BND-Präsident Ernst Uhrlau stellt "atmosphärisch wie politisch" völlig neue Ansätze fest.

Umweltminister Jürgen Trittin meint: "Mich hat insbesondere die Klarheit beeindruckt, mit der Biden formulierte, Amerika werde nicht nur fragen, sondern auch antworten." Von genau dieser Klarheit ist auch Jörg Schönbohm sehr angetan, der Innenminister von Brandenburg. "Rundherum eine gelungene Vorstellung", urteilt er.

Auch der Grandseigneur der Diplomaten in Berlin, Italiens hoch angesehener Botschafter Antonio Puri Purini, ist begeistert: "Wir alle hier haben in der Rede von Biden einen neuen Ansatz gespürt. Ich habe mit vielen Teilnehmern gesprochen, und alle waren sehr zufrieden."

EU-Außenpolitikchef Javier Solana sagt, Biden habe "gute Ideen geliefert, wie wir mit der russischen Seite umgehen sollen: nämlich konstruktiv". Horst Seehofer lobt gegenüber der Hamburger Zeitung die "klaren Ziele" Bidens und findet auch gut: "Wenn nichts passiert - dann machen sie es eben selber." Bidens Rede stehe für einen Neuanfang, meint auch er. "Das ist eine Politik, die im Grunde viele Dinge neu bewertet." Dass Seehofer sich sichtlich gut versteht mit dem US-Vizepräsidenten, erklärt er so: "Ich glaube, das verdanke ich München. Denn Biden hat mehrfach erklärt, das er sich in München immer sehr wohlfühlt."

Der Historiker Michael Stürmer findet - wie auch andere Teilnehmer - "hochinteressant, was gesagt wurde. Aber auch das, was nicht gesagt wurde: Biden hat weder die Ukraine noch Georgien erwähnt." Mit beiden hat Russland ja Probleme.

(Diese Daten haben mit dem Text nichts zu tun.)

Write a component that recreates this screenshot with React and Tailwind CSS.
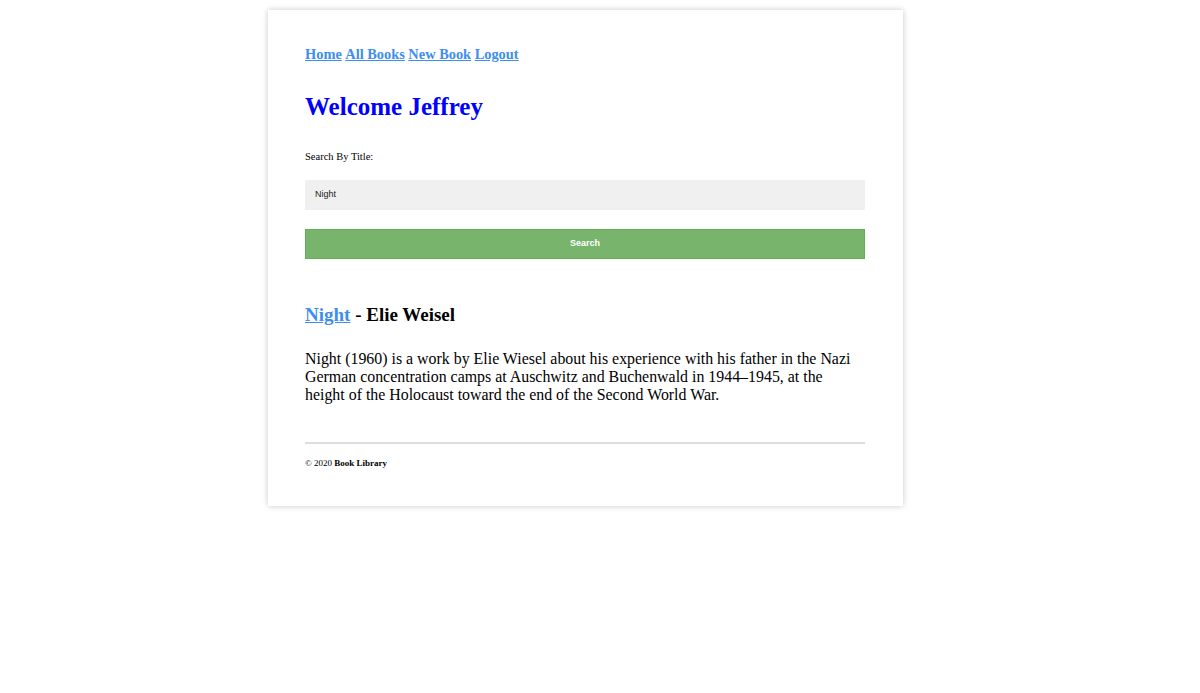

Auf die Frage des Abendblatts, ob dies darauf hindeute, dass die neue US-Administration bereit sei, stärker auf russische Sicherheitsinteressen Rücksicht zu nehmen, meint Steinmeier: "Die Schlüsselstelle in Bidens Rede war jene, in der er vom 'Reset-Knopf' sprach, der zu finden sei in den amerikanisch-russischen Beziehungen. Insofern würde ich vermuten, dass dahinter die Überlegung steckt, zunächst Initiativen zu ergreifen, um das in den letzten Jahren hoch angespannte Verhältnis zu entspannen. Und nicht Fragen nach vorne zu schieben, die eher zu weiteren Anspannungen beitragen."